Holiday overindulgence can lead to throbbing heads, expanded waistlines -- and piles of credit card bills. If you overdid the holiday shopping, here are some suggestions for getting back on track.
Stop buying. Post-holiday sales pose a huge temptation, so unsubscribe from any newsletters or deal alerts that will tell you what you're missing. Reassure yourself that there will be other sales and focus on the debt-busting task at hand.
Try a no-spend month. Create meals from what you already have in your pantry. Postpone travel and eating out. Purchase only essentials. By the end of the month, you'll likely have a few hundred extra bucks in your checking account that can be used to pay down debt.
Tap your savings. We tend to be emotionally attached to money in our savings accounts, given how hard it was to accumulate.

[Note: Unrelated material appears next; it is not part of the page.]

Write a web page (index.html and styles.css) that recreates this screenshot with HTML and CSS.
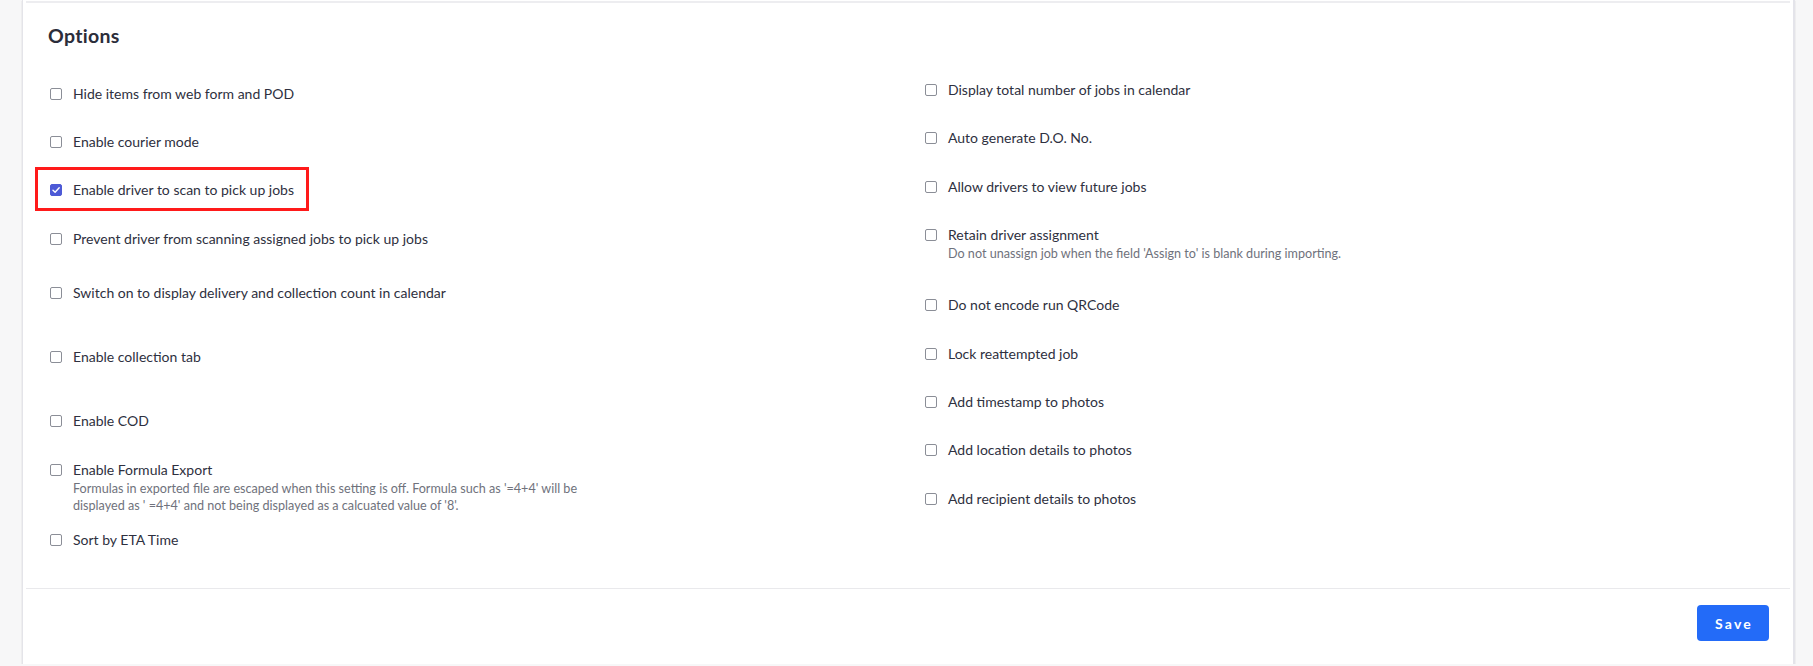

Cold logic will tell you, though, that it makes little sense to earn 0.25 percent interest on money that could be used to pay down credit card debt accumulating interest at 25 percent -- or even at 2.5 percent. The only exception is if you're facing an imminent layoff or other big financial setback. In that case, cash is king.
Look elsewhere for money. Got gift cards? Turn them into cash using aggregator site Gift Card Granny, advises freelance personal finance writer and frugality expert Donna Freedman. Unwanted gifts? Sell them on eBay or Craigslist. Coin jar? Your bank may convert your change to cash, or you can use a Coinstar machine, which takes a 10.9 percent cut unless you opt for an electronic gift card. As soon as you get the cash, send in a credit card payment lest you be tempted to spend it elsewhere.
Tackle those debts systematically. To save the most, pay off your highest-rate debt first while paying the minimums on your other accounts. If you're worried about losing your motivation, slay a small debt. One study found that people who tackled small balances first were more likely to eliminate all their debt.
Get ready for next year. Once you're debt-free, take the payments you were applying to your cards and redirect them into a holiday savings account.